The technology industry is disrupting everything, including itself, and has been since the inception of Agile in the early 2000’s. Agile was born out of a need to embrace the rate of change by the very industry that created the disruption.
Things continue to change so rapidly that it's very difficult to formulate thoughtful long-term plans that are unchanging. “Today, the requirement of an organization is to be adaptable, flexible, and responsive to what's going on in the marketplace while it's going on,” notes Richard Sheridan, CEO of Menlo Innovations. Menlo is a software design and development company that has a unique approach to working on projects. Its mission is to eliminate the human suffering of project managers, end users, and project sponsors, and its methodologies are Agile-based.

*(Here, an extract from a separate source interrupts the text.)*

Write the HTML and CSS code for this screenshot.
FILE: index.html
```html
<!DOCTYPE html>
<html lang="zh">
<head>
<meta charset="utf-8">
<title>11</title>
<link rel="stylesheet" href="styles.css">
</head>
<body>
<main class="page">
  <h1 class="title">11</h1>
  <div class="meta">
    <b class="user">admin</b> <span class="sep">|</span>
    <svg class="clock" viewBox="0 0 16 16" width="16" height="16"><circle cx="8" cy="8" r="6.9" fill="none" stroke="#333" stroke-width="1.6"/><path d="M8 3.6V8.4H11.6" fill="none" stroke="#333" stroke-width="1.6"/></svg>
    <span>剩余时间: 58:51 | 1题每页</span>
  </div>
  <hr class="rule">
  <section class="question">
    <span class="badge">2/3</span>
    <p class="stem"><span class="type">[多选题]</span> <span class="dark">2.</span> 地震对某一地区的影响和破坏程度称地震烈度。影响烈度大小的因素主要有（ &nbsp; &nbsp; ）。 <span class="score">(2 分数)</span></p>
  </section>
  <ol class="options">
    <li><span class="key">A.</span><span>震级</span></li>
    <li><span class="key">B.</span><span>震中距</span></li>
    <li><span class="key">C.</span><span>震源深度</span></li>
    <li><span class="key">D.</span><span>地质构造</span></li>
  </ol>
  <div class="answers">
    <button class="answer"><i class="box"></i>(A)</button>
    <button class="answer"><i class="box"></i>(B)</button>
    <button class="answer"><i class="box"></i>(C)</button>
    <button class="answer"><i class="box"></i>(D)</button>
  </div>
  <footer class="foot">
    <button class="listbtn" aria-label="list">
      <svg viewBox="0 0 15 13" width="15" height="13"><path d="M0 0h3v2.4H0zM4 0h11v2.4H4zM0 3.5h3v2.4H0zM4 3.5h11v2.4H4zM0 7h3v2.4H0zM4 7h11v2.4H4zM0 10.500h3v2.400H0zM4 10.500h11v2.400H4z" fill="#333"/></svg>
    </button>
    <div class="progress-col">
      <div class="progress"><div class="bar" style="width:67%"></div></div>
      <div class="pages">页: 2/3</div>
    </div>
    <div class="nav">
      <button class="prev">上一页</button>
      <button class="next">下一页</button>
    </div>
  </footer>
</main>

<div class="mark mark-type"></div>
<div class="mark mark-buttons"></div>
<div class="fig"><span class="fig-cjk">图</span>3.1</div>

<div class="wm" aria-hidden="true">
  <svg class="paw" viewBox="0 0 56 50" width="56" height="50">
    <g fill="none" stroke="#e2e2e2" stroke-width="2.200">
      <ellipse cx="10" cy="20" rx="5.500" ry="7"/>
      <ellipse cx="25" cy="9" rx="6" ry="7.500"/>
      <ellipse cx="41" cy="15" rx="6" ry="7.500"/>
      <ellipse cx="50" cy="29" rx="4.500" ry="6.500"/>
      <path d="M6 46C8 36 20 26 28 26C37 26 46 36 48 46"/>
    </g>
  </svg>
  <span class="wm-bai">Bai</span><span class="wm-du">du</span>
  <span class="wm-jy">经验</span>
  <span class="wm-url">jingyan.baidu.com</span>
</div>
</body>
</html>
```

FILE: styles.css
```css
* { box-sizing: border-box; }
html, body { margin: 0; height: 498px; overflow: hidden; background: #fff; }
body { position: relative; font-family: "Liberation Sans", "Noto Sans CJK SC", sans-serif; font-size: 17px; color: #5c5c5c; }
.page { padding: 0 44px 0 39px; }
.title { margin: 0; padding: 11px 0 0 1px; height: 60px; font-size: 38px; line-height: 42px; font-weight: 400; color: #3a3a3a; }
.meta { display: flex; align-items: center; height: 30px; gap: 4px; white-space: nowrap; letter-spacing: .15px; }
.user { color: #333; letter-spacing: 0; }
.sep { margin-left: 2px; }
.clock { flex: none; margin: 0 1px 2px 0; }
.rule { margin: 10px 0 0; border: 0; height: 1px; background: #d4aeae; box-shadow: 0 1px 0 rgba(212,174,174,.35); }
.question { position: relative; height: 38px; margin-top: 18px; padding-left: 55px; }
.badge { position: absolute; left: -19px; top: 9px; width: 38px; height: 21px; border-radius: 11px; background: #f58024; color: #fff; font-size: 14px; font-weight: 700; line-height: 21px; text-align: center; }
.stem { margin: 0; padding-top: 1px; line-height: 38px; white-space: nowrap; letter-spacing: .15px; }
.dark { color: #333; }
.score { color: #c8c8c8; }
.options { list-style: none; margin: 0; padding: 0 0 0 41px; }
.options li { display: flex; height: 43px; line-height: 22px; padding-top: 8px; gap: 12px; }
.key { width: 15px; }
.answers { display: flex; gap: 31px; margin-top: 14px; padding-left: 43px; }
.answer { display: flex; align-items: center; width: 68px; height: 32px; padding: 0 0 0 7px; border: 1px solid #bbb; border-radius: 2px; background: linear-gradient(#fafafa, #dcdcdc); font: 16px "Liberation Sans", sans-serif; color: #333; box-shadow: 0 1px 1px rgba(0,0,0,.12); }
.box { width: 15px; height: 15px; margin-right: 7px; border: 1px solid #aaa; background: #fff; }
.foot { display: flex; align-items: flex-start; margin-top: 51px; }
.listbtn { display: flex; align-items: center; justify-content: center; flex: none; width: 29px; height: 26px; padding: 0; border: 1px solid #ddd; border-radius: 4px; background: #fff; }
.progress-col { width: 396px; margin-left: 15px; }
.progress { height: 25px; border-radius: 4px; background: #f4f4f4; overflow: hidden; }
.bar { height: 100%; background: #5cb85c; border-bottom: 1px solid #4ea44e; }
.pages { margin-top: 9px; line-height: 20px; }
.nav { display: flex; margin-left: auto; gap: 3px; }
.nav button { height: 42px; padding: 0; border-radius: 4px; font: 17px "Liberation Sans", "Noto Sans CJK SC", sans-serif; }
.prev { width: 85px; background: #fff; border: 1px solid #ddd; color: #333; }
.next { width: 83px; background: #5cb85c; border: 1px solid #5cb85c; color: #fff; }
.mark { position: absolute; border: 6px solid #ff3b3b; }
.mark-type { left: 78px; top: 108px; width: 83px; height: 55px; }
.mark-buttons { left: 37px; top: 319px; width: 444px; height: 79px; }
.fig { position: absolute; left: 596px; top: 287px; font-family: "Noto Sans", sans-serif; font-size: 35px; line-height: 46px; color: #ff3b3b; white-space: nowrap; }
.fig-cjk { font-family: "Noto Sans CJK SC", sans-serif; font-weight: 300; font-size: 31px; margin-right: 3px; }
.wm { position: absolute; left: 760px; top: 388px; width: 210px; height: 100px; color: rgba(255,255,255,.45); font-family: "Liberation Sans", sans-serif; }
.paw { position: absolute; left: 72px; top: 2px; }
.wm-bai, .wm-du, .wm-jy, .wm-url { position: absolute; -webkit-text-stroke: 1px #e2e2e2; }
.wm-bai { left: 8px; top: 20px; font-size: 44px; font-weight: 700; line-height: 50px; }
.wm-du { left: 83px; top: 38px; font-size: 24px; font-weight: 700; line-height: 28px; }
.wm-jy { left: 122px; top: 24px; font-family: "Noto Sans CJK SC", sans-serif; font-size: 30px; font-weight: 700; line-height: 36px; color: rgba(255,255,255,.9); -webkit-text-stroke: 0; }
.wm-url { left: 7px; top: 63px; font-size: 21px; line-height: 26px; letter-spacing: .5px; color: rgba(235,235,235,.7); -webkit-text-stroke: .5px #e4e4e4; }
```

Allen Holub, a noted Agile transformation educator and consultant, describes the Agile environment, “Agility is being able to adapt quickly to the market in order to increase revenue. Often, people aren't even thinking along those lines. The business side people are still trying to do quarterly plans and all the normal stuff that they're used to without thinking that they have to be planning in a dynamic way. They have to learn how to leverage feedback based on very fast releases in order to make business decisions that are changing constantly based on what the market is doing at any given moment.”
Holub makes no bones about where he stands when it comes to measuring Agile ROI. “From my point of view, ROI doesn't interest me. What interests me is trying to find something that is going to have so much value to my customers that if I do a good job building it, I can sell it. What I want to focus on is not some magical number that comes out of guesswork, but instead acknowledge I've got a specific burn rate and decide the best way to spend that money in order to maximize my return. And the best way to maximize return is by spending the money on the thing that has the most value because that's what's going to sell for the highest price. So, trying to figure out ROI is just ridiculous.” He paints an unflattering picture of the process, “ All those business plans with projected incomes and stuff, that's just made up garbage, and everybody knows it. The VCs know it, the people that are writing the plans know it, but you have to go through the song and dance. There's not a VC on the planet that makes an investment based on those numbers.”

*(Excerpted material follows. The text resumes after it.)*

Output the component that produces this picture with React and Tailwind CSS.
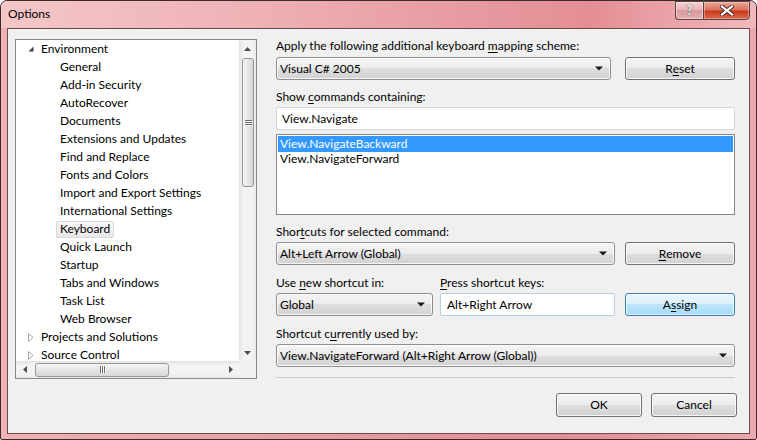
import React from 'react';

const treeItems = [
  'General',
  'Add-in Security',
  'AutoRecover',
  'Documents',
  'Extensions and Updates',
  'Find and Replace',
  'Fonts and Colors',
  'Import and Export Settings',
  'International Settings',
  'Keyboard',
  'Quick Launch',
  'Startup',
  'Tabs and Windows',
  'Task List',
  'Web Browser',
];

const U = ({ children }) => <span className="underline underline-offset-[2px]">{children}</span>;

const DropArrow = () => (
  <svg width="8" height="5" viewBox="0 0 8 5" className="shrink-0">
    <path d="M0 0.5h8L4 4.5z" fill="#1a1a1a" />
  </svg>
);

const Button = ({ children, className = '', blue = false }) => (
  <div
    className={`flex items-center justify-center rounded-[3px] border ${
      blue
        ? 'border-[#3c7fb1] bg-[linear-gradient(#eaf6fd_0%,#d9f0fc_50%,#bee6fd_50%,#a7d9f5_100%)] shadow-[inset_0_0_0_1px_rgba(255,255,255,0.7)]'
        : 'border-[#707070] bg-[linear-gradient(#f4f4f4_0%,#ececec_50%,#dedede_50%,#d2d2d2_100%)] shadow-[inset_0_0_0_1px_rgba(255,255,255,0.8)]'
    } ${className}`}
  >
    {children}
  </div>
);

const Combo = ({ text, className = '' }) => (
  <div
    className={`flex items-center h-[23px] rounded-[3px] border border-[#8e8f8f] bg-[linear-gradient(#f4f4f4_0%,#ececec_50%,#dedede_50%,#d2d2d2_100%)] shadow-[inset_0_0_0_1px_rgba(255,255,255,0.8)] pl-[3px] pr-[7px] ${className}`}
  >
    <span className="flex-1 truncate">{text}</span>
    <DropArrow />
  </div>
);

const Grip = ({ vertical }) => (
  <div className={`flex ${vertical ? 'flex-col gap-[1px]' : 'flex-row gap-[1px]'}`}>
    {[0, 1, 2].map((i) => (
      <div
        key={i}
        className={vertical ? 'w-[7px] h-[1px] bg-[#6b6b6b] shadow-[0_1px_0_#ffffff]' : 'w-[1px] h-[7px] bg-[#6b6b6b] shadow-[1px_0_0_#ffffff]'}
      />
    ))}
  </div>
);

const TitleButtons = () => (
  <div className="flex self-start">
    <div className="w-[28px] h-[19px] flex items-center justify-center border border-[#5e3f41] border-r-0 rounded-bl-[4px] bg-[linear-gradient(#f4cfd1_0%,#eab2b5_50%,#dc9a9e_50%,#e4aeb1_100%)] shadow-[inset_0_0_0_1px_rgba(255,255,255,0.45)]">
      <span className="text-[13px] font-bold leading-none text-white [text-shadow:0_0_1px_#3a3a3a,0_0_1px_#3a3a3a]">?</span>
    </div>
    <div className="w-[47px] h-[19px] flex items-center justify-center border border-[#5e3f41] rounded-br-[4px] bg-[linear-gradient(#eaa898_0%,#d9735c_45%,#c9391c_55%,#d96a4f_100%)] shadow-[inset_0_0_0_1px_rgba(255,255,255,0.35)]">
      <svg width="14" height="11" viewBox="0 0 14 11">
        <path d="M2 1.5L12 9.5M12 1.5L2 9.5" stroke="#4a2a24" strokeWidth="4" strokeLinecap="square" />
        <path d="M2 1.5L12 9.5M12 1.5L2 9.5" stroke="#ffffff" strokeWidth="2.2" strokeLinecap="square" />
      </svg>
    </div>
  </div>
);

const Tree = () => (
  <div className="w-[242px] h-[340px] border border-[#828790] bg-white flex flex-col">
    <div className="flex h-[321px]">
      <div className="w-[223px] h-[321px] overflow-hidden">
        <div className="h-[18px] flex items-center pl-[12px]">
          <svg width="6" height="6" viewBox="0 0 6 6" className="shrink-0">
            <path d="M5.5 0.5V5.5H0.5z" fill="#404040" />
          </svg>
          <span className="ml-[7px] whitespace-nowrap">Environment</span>
        </div>
        {treeItems.map((item) => (
          <div key={item} className="h-[18px] flex items-center pl-[40px]">
            <span
              className={`h-[17px] flex items-center px-[3px] border rounded-[2px] whitespace-nowrap ${
                item === 'Keyboard'
                  ? 'border-[#d9d9d9] bg-[linear-gradient(#f8f8f8,#e8e8e8)]'
                  : 'border-transparent'
              }`}
            >
              {item}
            </span>
          </div>
        ))}
        {['Projects and Solutions', 'Source Control'].map((item) => (
          <div key={item} className="h-[18px] flex items-center pl-[12px]">
            <svg width="6" height="9" viewBox="0 0 6 9" className="shrink-0">
              <path d="M0.5 0.5L5 4.5L0.5 8.5z" fill="#ffffff" stroke="#a6a6a6" />
            </svg>
            <span className="ml-[7px] whitespace-nowrap">{item}</span>
          </div>
        ))}
      </div>
      <div className="w-[17px] h-[321px] flex flex-col bg-[linear-gradient(90deg,#e2e2e2_0%,#f3f3f3_25%,#f3f3f3_75%,#e9e9e9_100%)]">
        <div className="h-[17px] flex items-center justify-center">
          <svg width="7" height="4" viewBox="0 0 7 4">
            <path d="M0 4L3.5 0L7 4z" fill="#4d4d4d" />
          </svg>
        </div>
        <div className="mt-[1px] ml-[3px] mr-[2px] h-[129px] rounded-[3px] border border-[#979797] bg-[linear-gradient(90deg,#f5f5f5_0%,#e6e6e6_50%,#d6d6d6_100%)] flex items-center justify-center">
          <Grip vertical />
        </div>
        <div className="flex-1" />
        <div className="h-[17px] flex items-center justify-center">
          <svg width="7" height="4" viewBox="0 0 7 4">
            <path d="M0 0L3.5 4L7 0z" fill="#4d4d4d" />
          </svg>
        </div>
      </div>
    </div>
    <div className="flex h-[17px]">
      <div className="w-[223px] flex items-center bg-[linear-gradient(#e2e2e2_0%,#f3f3f3_25%,#f3f3f3_75%,#e9e9e9_100%)]">
        <div className="w-[17px] h-[17px] flex items-center justify-center">
          <svg width="4" height="7" viewBox="0 0 4 7">
            <path d="M4 0L0 3.5L4 7z" fill="#4d4d4d" />
          </svg>
        </div>
        <div className="ml-[2px] w-[134px] h-[14px] rounded-[3px] border border-[#979797] bg-[linear-gradient(#f5f5f5_0%,#e6e6e6_50%,#d6d6d6_100%)] flex items-center justify-center">
          <Grip />
        </div>
        <div className="flex-1" />
        <div className="w-[17px] h-[17px] flex items-center justify-center">
          <svg width="4" height="7" viewBox="0 0 4 7">
            <path d="M0 0L4 3.5L0 7z" fill="#4d4d4d" />
          </svg>
        </div>
      </div>
      <div className="w-[17px] bg-[#f0f0f0]" />
    </div>
  </div>
);

const KeyboardPanel = () => (
  <div className="w-[459px] flex flex-col">
    <div className="h-[16px] leading-[16px] whitespace-nowrap">
      Apply the following additional keyboard <U>m</U>apping scheme:
    </div>
    <div className="mt-[3px] flex justify-between">
      <Combo text="Visual C# 2005" className="w-[335px]" />
      <Button className="w-[110px] h-[23px]">
        R<U>e</U>set
      </Button>
    </div>

    <div className="mt-[9px] h-[16px] leading-[16px]">
      Show <U>c</U>ommands containing:
    </div>
    <div className="mt-[2px] h-[23px] flex items-center pl-[5px] border border-[#d3d6da] rounded-[2px] bg-white">
      View.Navigate
    </div>
    <div className="mt-[4px] h-[81px] border border-[#828790] bg-white flex flex-col pt-[1px]">
      <div className="mx-[1px] h-[16px] flex items-center pl-[2px] bg-[#3399ff] text-white">
        View.NavigateBackward
      </div>
      <div className="mx-[1px] h-[14px] flex items-center pl-[2px]">View.NavigateForward</div>
    </div>

    <div className="mt-[9px] h-[16px] leading-[16px]">
      Shor<U>t</U>cuts for selected command:
    </div>
    <div className="mt-[2px] flex justify-between">
      <Combo text="Alt+Left Arrow (Global)" className="w-[339px]" />
      <Button className="w-[110px] h-[23px]">
        <U>R</U>emove
      </Button>
    </div>

    <div className="mt-[10px] h-[16px] leading-[16px] flex">
      <span className="w-[164px]">
        Use <U>n</U>ew shortcut in:
      </span>
      <span>
        <U>P</U>ress shortcut keys:
      </span>
    </div>
    <div className="mt-[2px] flex">
      <Combo text="Global" className="w-[157px]" />
      <div className="ml-[7px] w-[175px] h-[23px] flex items-center pl-[6px] border border-[#b9cde0] rounded-[2px] bg-white">
        Alt+Right Arrow
      </div>
      <Button blue className="ml-auto w-[110px] h-[23px]">
        A<U>s</U>sign
      </Button>
    </div>

    <div className="mt-[10px] h-[16px] leading-[16px]">
      Shortcut c<U>u</U>rrently used by:
    </div>
    <Combo text="View.NavigateForward (Alt+Right Arrow (Global))" className="mt-[2px]" />

    <div className="mt-[10px] h-[1px] bg-[#c9c9c9]" />

    <div className="mt-[15px] -mr-[2px] flex justify-end gap-[9px]">
      <Button className="w-[86px] h-[24px]">OK</Button>
      <Button className="w-[86px] h-[24px]">Cancel</Button>
    </div>
  </div>
);

export default function App() {
  return (
    <div className="w-[757px] h-[440px] flex flex-col border border-[#3b2b2c] rounded-t-[7px] rounded-b-[2px] overflow-hidden bg-[linear-gradient(90deg,#eeb2b5_0%,#e69ea2_40%,#e38d93_75%,#eca8ac_100%)] font-[Lato,sans-serif] text-[12px] text-black">
      <div className="h-[27px] flex items-center justify-between pl-[7px] pr-[6px] bg-[linear-gradient(90deg,#f4c6c8_0%,#efb4b7_30%,#e79ca1_60%,#e48e94_78%,#f1b9bc_100%)]">
        <span className="pb-[1px]">Options</span>
        <TitleButtons />
      </div>
      <div className="flex-1 mx-[6px] mb-[5px] border border-[#6b4d4f] bg-[#f0f0f0] flex items-start">
        <div className="ml-[7px] mt-[10px]">
          <Tree />
        </div>
        <div className="ml-[19px] mt-[9px]">
          <KeyboardPanel />
        </div>
      </div>
    </div>
  );
}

Sheridan is equally skeptical and has some interesting responses when people start talking about Agile ROI. He believes that when an executive team starts asking about ROI, they’ve already lost the argument because he’s never seen an executive ask about ROI for something they truly believe in. “I will sometimes cynically ask people, absolutely, how do you track it today? Let's compare ROI of Agile versus the ROI you're measuring of everything you do today. And of course, you often get a blank stare at that point because they're not tracking ROI on the things that they're already doing today. So now the question is, even if you start tracking it now, what are you going to compare it to, to understand what you're doing better and different?”

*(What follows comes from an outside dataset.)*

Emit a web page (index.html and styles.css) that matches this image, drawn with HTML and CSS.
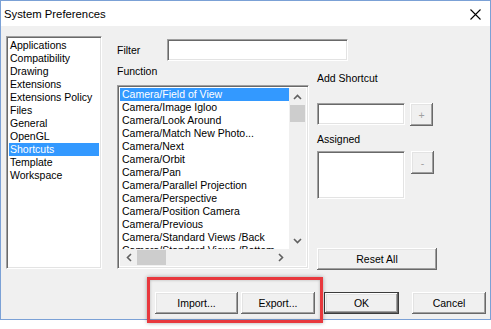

All flippancy aside, Sheridan emphasizes that Menlo talks about joy a lot in every context of its business, which is unusual. He points out, “The questions become, for every organization, who do you serve, and what would delight look like for them, and how would you measure that delight in the world?” Adding, “Ultimately, at its core, what Agile is about is making sure we don't make big mistakes by releasing something ‘inappropriate' to the world, and I don't mean inappropriate like, oh I'm embarrassed.”
The conundrum when measuring an Agile transformation is that while you have to understand where people are at the beginning of the transformation, where they are in the middle and where they are at the end, anyone who's gone through one will, if they're honest, humbly declare they're never done. There's never a point where a team can say okay, we finally made it. When you're Agile and you're finished, you measure again.
Sheridan recommends, “I would indicate some of the things leaders should be looking at, whether they can tangibly be measured in a spreadsheet or not, are the teams’ human energy, perhaps via engagement surveys. Do people feel better about working at your company?” He says he’s watched decision-making getting pushed down into the organization, closer to the workers, and that the result is the workers themselves feel better. They're not waiting for somebody to make a decision above them before they can make their next move. Happy workers increase talent retention and build an experienced team. He adds, “The other thing to measure is the quality of the conversations between the business side of the house and the technology side of the house.”
Holub advises leaders to focus on what their budget is, how many teams can they run on that budget, and then look at defining a project that will solve, or find a system that will solve, a real user's real problems. He recommends figuring out what's most valuable to customers and then working on that. If the return is not adequate, then work on something else. In other words, plan based on value, not based on return. It's a very lean way of looking at things. The lean feeling on productivity is that if the focus is on process improvement, productivity will take care of itself.
He feels strongly that leaders need to look closely at lean methodologies like throughput-based accounting and flow-based accounting, and the cost of delay in particular, because that's a real thing, keeping value top of mind. He cautions, “Agile is a very different way of looking at the world, and trying to apply accounting thinking and governance that was designed for a different way of doing things is asking for dysfunction. When you change what you're doing in a radical way, you need appropriate support systems for the process, whatever that process is. So support systems that are appropriate for waterfall are not appropriate for Agile.”